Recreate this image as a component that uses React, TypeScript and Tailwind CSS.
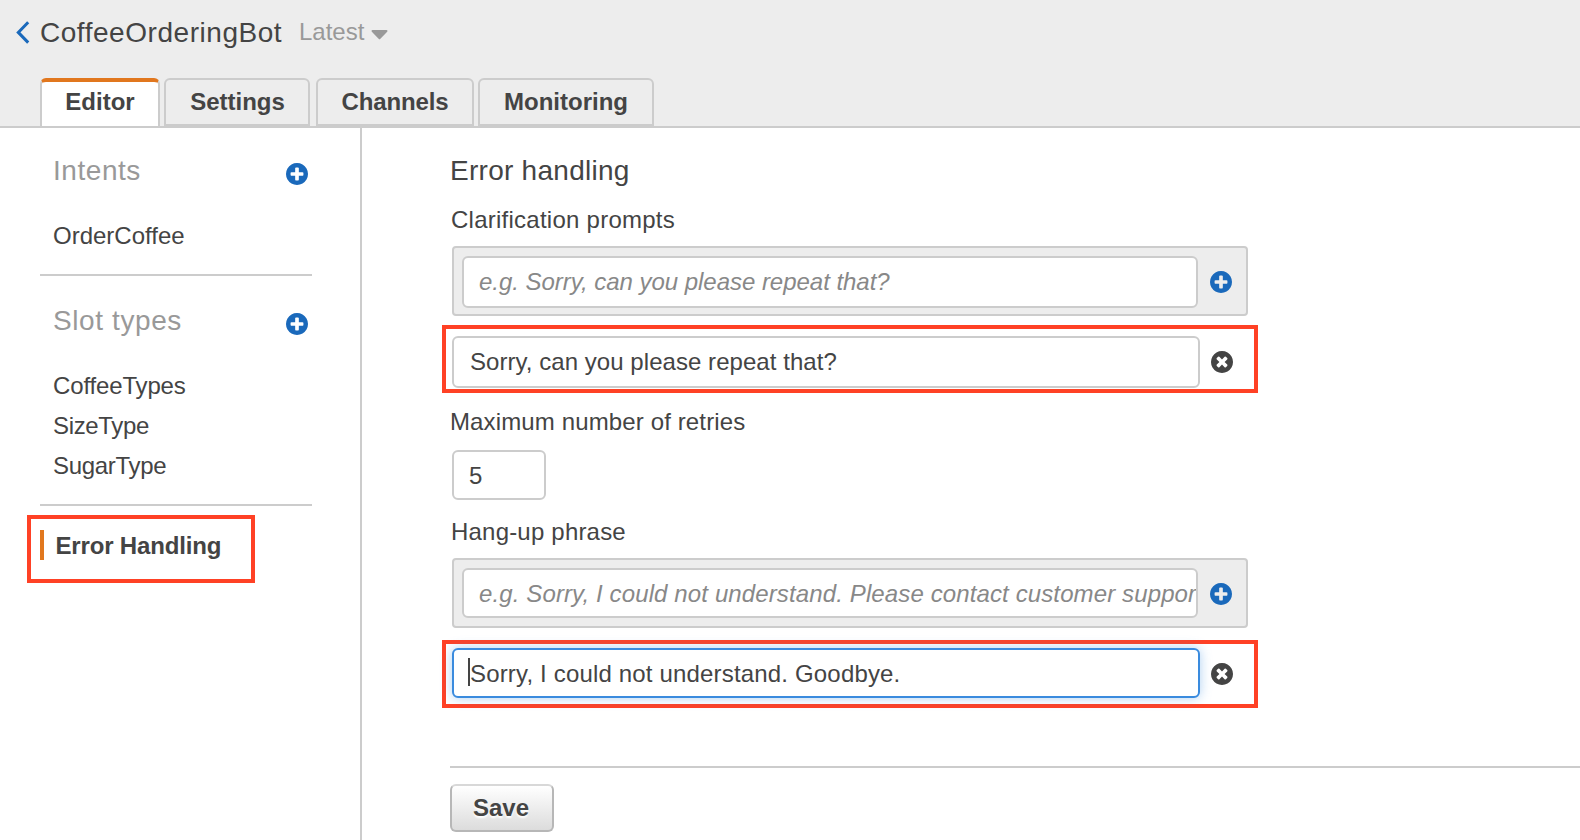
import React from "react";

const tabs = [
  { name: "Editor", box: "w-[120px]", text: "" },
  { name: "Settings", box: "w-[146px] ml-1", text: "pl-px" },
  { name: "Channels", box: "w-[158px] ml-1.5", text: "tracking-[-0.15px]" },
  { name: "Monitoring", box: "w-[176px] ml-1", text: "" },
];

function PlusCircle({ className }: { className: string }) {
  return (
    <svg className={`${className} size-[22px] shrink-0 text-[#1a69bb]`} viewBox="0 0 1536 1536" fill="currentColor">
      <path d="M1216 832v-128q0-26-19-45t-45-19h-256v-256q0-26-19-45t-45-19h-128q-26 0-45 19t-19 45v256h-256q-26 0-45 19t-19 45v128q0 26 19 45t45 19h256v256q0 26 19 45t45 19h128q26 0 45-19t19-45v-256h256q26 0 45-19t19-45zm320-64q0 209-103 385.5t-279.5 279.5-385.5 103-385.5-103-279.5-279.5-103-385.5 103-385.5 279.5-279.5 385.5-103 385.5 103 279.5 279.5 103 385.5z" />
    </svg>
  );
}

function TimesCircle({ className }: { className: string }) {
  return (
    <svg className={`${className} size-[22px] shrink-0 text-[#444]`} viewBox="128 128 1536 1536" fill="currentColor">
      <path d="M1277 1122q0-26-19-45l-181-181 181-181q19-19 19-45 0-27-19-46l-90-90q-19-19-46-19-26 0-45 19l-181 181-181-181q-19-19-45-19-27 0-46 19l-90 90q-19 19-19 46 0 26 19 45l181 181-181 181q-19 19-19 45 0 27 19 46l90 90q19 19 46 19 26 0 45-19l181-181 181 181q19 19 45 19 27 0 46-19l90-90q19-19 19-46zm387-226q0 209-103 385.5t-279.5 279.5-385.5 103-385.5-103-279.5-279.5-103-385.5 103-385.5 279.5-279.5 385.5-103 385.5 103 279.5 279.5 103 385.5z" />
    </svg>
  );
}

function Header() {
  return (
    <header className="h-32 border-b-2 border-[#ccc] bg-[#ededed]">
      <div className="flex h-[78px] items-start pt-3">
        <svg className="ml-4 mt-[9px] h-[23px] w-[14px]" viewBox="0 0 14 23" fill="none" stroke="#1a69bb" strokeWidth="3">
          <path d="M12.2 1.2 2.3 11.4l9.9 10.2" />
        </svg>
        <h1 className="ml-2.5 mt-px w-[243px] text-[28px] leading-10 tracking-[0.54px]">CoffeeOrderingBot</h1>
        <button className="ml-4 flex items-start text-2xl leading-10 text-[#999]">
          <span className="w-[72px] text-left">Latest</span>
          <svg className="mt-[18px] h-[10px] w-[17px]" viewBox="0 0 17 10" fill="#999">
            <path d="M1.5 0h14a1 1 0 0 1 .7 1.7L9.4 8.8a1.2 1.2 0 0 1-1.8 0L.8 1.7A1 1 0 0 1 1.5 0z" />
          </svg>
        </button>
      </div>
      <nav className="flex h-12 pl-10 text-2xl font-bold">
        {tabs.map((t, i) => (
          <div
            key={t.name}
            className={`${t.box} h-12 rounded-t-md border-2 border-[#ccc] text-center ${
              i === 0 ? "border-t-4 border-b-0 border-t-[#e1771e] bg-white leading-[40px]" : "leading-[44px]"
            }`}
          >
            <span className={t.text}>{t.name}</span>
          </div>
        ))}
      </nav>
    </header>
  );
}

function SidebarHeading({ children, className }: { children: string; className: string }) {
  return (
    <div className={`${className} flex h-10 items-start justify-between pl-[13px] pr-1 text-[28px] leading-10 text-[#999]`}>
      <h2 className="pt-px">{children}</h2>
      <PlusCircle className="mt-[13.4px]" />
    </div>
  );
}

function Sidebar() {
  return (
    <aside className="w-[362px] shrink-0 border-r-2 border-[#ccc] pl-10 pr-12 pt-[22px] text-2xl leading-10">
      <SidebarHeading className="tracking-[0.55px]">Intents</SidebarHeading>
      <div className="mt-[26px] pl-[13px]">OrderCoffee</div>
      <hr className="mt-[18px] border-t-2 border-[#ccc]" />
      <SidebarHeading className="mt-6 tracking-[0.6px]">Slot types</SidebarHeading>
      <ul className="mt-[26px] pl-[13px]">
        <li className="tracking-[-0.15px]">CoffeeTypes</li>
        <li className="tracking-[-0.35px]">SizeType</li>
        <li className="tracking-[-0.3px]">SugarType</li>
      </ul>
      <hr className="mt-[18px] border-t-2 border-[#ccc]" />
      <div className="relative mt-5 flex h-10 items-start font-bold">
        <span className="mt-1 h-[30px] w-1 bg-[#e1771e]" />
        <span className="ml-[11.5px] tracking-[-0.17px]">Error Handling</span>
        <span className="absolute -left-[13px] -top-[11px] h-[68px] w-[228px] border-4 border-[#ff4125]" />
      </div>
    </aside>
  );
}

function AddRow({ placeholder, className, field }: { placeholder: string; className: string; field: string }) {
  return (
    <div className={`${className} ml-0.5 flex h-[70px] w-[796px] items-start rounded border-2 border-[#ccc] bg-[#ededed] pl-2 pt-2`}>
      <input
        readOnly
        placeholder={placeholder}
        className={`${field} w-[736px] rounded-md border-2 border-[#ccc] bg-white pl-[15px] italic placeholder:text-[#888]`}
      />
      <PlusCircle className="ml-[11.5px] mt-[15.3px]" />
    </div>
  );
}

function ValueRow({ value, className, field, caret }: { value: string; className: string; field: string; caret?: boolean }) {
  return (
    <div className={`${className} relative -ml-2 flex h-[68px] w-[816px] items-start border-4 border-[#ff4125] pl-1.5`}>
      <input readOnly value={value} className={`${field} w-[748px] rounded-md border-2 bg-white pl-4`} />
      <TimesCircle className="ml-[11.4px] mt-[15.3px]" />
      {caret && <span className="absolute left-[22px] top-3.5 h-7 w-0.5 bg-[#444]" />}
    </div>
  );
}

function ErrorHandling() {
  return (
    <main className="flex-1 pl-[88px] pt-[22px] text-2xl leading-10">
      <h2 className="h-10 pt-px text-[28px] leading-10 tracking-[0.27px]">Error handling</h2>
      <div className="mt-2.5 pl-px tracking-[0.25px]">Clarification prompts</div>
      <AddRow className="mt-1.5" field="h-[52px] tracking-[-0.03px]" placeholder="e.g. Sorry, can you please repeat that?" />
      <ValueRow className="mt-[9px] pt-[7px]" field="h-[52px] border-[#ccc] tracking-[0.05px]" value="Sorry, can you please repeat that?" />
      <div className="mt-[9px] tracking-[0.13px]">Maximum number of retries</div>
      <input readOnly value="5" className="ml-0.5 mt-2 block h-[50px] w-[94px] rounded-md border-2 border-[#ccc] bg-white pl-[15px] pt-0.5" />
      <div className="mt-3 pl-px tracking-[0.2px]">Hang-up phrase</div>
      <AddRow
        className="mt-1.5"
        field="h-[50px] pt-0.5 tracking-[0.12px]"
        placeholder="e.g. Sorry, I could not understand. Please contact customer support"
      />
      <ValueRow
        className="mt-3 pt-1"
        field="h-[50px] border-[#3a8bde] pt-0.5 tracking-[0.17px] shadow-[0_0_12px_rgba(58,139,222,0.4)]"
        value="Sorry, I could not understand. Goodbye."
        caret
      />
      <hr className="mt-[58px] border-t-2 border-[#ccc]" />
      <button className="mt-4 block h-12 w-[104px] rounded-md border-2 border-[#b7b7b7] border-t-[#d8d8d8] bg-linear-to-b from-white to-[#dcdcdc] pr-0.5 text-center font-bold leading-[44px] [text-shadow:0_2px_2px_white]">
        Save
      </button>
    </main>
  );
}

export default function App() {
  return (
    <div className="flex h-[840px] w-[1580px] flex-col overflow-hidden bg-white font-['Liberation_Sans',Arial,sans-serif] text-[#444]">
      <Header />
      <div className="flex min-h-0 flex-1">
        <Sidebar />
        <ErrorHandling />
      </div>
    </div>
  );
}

************

Would you reproduce the lines above, from the very first through the line containing "import React from", exactly and without the pictures?

Recreate this image as a component that uses React, TypeScript and Tailwind CSS.
import React from "react";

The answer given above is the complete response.